The Austro-Hungarians’ Trentino Offensive has shaken the Italians. Conrad’s men are increasingly exhausted by the fighting and are outrunning their supply lines, but he still hopes that they will be able to break through to the plains and reach the coast, cutting off the main Italian army along the Isonzo.
On the Italian side, Cadorna is desperately trying to stop the onslaught. He has formed a new army to block the enemy’s route to the sea. Half-trained conscripts are being handed guns and sent to the front. Cadorna has also secured the recall of the troops that were sent to Albania in pursuit of Italy’s ambitions there.

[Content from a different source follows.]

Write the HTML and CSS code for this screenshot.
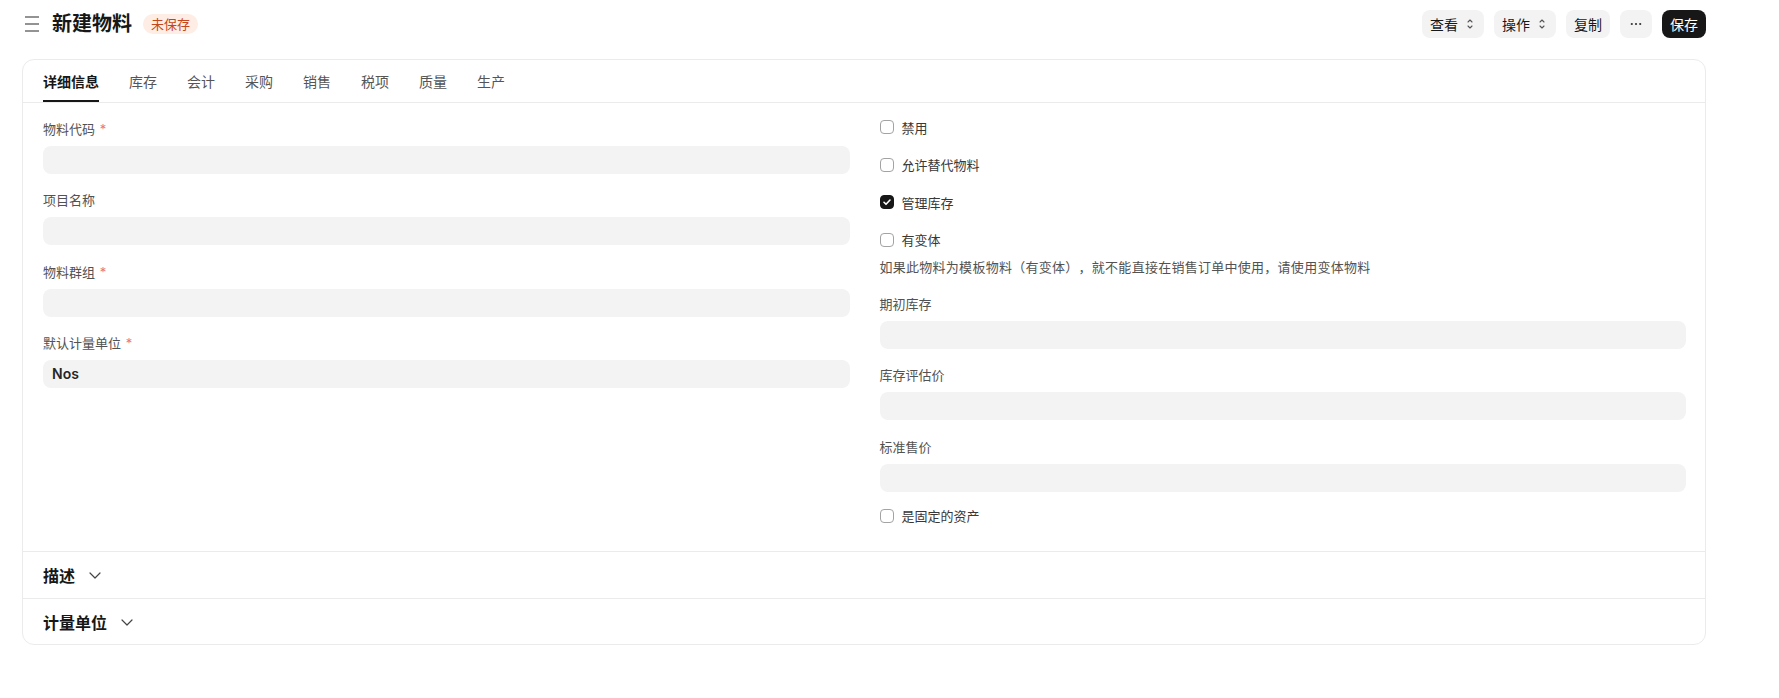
FILE: index.html
```html
<!DOCTYPE html>
<html lang="zh">
<head>
    <meta charset="UTF-8">
    <title>新建物料</title>
    <link rel="stylesheet" href="styles.css">
</head>
<body>
<div class="page">
    <header class="page-head">
        <div class="head-left">
            <span class="menu-icon">
                <svg width="14" height="16" viewBox="0 0 14 16"><path d="M0 1h14M0 8h14M0 15h14" stroke="#707070" stroke-width="1.3"/></svg>
            </span>
            <h1 class="title">新建物料</h1>
            <span class="badge">未保存</span>
        </div>
        <div class="actions">
            <button class="btn sel">查看<svg width="16" height="16" viewBox="0 0 16 16"><path d="M6 6l2-2 2 2M6 10l2 2 2-2" fill="none" stroke="#555" stroke-width="1.1" stroke-linecap="round" stroke-linejoin="round"/></svg></button>
            <button class="btn sel">操作<svg width="16" height="16" viewBox="0 0 16 16"><path d="M6 6l2-2 2 2M6 10l2 2 2-2" fill="none" stroke="#555" stroke-width="1.1" stroke-linecap="round" stroke-linejoin="round"/></svg></button>
            <button class="btn">复制</button>
            <button class="btn more"><svg width="12" height="4" viewBox="0 0 12 4"><circle cx="1.8" cy="2" r="1.1" fill="#333"/><circle cx="6" cy="2" r="1.1" fill="#333"/><circle cx="10.2" cy="2" r="1.1" fill="#333"/></svg></button>
            <button class="btn primary">保存</button>
        </div>
    </header>

    <div class="card">
        <nav class="tabs">
            <a class="tab on">详细信息</a>
            <a class="tab">库存</a>
            <a class="tab">会计</a>
            <a class="tab">采购</a>
            <a class="tab">销售</a>
            <a class="tab">税项</a>
            <a class="tab">质量</a>
            <a class="tab">生产</a>
        </nav>

        <div class="form-section">
            <div class="col">
                <div class="field">
                    <label class="label">物料代码 <span class="req">*</span></label>
                    <div class="input"></div>
                </div>
                <div class="field">
                    <label class="label">项目名称</label>
                    <div class="input"></div>
                </div>
                <div class="field">
                    <label class="label">物料群组 <span class="req">*</span></label>
                    <div class="input"></div>
                </div>
                <div class="field">
                    <label class="label">默认计量单位 <span class="req">*</span></label>
                    <div class="input value">Nos</div>
                </div>
            </div>

            <div class="col col-right">
                <div class="check-field">
                    <span class="box"></span><span>禁用</span>
                </div>
                <div class="check-field">
                    <span class="box"></span><span>允许替代物料</span>
                </div>
                <div class="check-field">
                    <span class="box checked"><svg width="14" height="14" viewBox="0 0 14 14"><path d="M4 7.3l2 2 4-4.3" fill="none" stroke="#fff" stroke-width="1.6" stroke-linecap="round" stroke-linejoin="round"/></svg></span><span>管理库存</span>
                </div>
                <div class="check-field has-desc">
                    <span class="box"></span><span>有变体</span>
                </div>
                <p class="desc">如果此物料为模板物料（有变体），就不能直接在销售订单中使用，请使用变体物料</p>
                <div class="field">
                    <label class="label">期初库存</label>
                    <div class="input"></div>
                </div>
                <div class="field">
                    <label class="label">库存评估价</label>
                    <div class="input"></div>
                </div>
                <div class="field">
                    <label class="label">标准售价</label>
                    <div class="input"></div>
                </div>
                <div class="check-field last">
                    <span class="box"></span><span>是固定的资产</span>
                </div>
            </div>
        </div>

        <div class="collapse">
            <span>描述</span>
            <svg width="16" height="16" viewBox="0 0 16 16"><path d="M3 6l5 5 5-5" fill="none" stroke="#444" stroke-width="1.2" stroke-linecap="round" stroke-linejoin="round"/></svg>
        </div>
        <div class="collapse">
            <span>计量单位</span>
            <svg width="16" height="16" viewBox="0 0 16 16"><path d="M3 6l5 5 5-5" fill="none" stroke="#444" stroke-width="1.2" stroke-linecap="round" stroke-linejoin="round"/></svg>
        </div>
    </div>
</div>
</body>
</html>
```

FILE: styles.css
```css
* { margin: 0; padding: 0; box-sizing: border-box; }
body { font-family: Inter, "Noto Sans CJK SC", sans-serif; color: #171717; background: #fff;
    text-spacing-trim: space-all; }

.page { width: 1684px; padding: 10px 0 0 22px; box-sizing: content-box; }

/* header */
.page-head { display: flex; justify-content: space-between; align-items: center; height: 28px; }
.head-left { display: flex; align-items: center; }
.menu-icon { display: flex; margin-left: 3px; margin-right: 13px; }
.title { font-size: 20px; font-weight: 700; line-height: 28px; }
.badge { margin-left: 11px; height: 20px; line-height: 20px; padding: 0 8px; border-radius: 10px;
    font-size: 13px; background: #fdede4; color: #c4461b; }

.actions { display: flex; gap: 10px; }
.btn { display: inline-flex; align-items: center; height: 28px; padding: 0 8px; border: 0; border-radius: 8px;
    background: #f3f3f3; color: #171717; font-family: inherit; font-size: 14px; cursor: pointer; }
.btn.sel { padding-right: 6px; }
.btn.sel svg { margin-left: 4px; }
.btn.more { width: 32px; justify-content: center; }
.btn.primary { background: #171717; color: #fff; }

/* card */
.card { margin-top: 21px; border: 1px solid #ebebeb; border-radius: 12px; }
.tabs { display: flex; gap: 30px; height: 43px; padding-left: 20px; border-bottom: 1px solid #ebebeb; }
.tab { display: flex; align-items: center; height: 42px; font-size: 14px; color: #555; cursor: pointer; }
.tab.on { color: #171717; font-weight: 600; box-shadow: inset 0 -2px 0 #171717; }

.form-section { display: grid; grid-template-columns: 1fr 1fr; column-gap: 30px; padding: 17px 19px 26.5px 20px; }
.col-right { margin-top: -2px; }

.field { margin-bottom: 17.33px; }
.label { display: block; font-size: 13px; line-height: 18px; color: #525252; margin-bottom: 8px; }
.req { color: #e8787a; margin-left: 1px; }
.input { height: 28px; border-radius: 8px; background: #f3f3f3; padding: 0 9px;
    font-size: 14px; line-height: 28px; }
.input.value { font-weight: 600; color: #262626; }

.check-field { display: flex; align-items: center; gap: 8px; height: 18px; margin-bottom: 19.5px;
    font-size: 13px; color: #383838; }
.check-field.has-desc { margin-bottom: 9px; }
.check-field.last { margin-top: -2px; margin-bottom: 0; }
.box { width: 14px; height: 14px; border: 1px solid #a3a3a3; border-radius: 4px; background: #fff; display: flex; }
.box.checked { background: #171717; border-color: #171717; }
.box.checked svg { margin: -1px; }
.desc { font-size: 13px; line-height: 18px; letter-spacing: 0.27px; color: #525252; margin-bottom: 19.5px; }

.collapse { display: flex; align-items: center; gap: 12px; height: 46.5px; padding-left: 20px;
    border-top: 1px solid #ebebeb; font-size: 16px; font-weight: 600; }
```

The Austro-Hungarians are not Cadorna’s only enemies. The success of the Austro-Hungarian assault, combined with the Italian army’s clear lack of preparation for it and the series of failed assaults along the Isonzo, has led to Prime Minister Salandra thinking that it might be time to get rid of Cadorna. The King accepts that Cadorna will have to go, if Salandra has full cabinet support for his ouster.
However, when Salandra meets the general, he finds him assured and confident, predicting that the Austro-Hungarian offensive will be contained. Salandra is gripped by indecision, worrying as to who will replace Cadorna and whether the current time of crisis is the right one to change military commanders. Cadorna keeps his job, for now at least.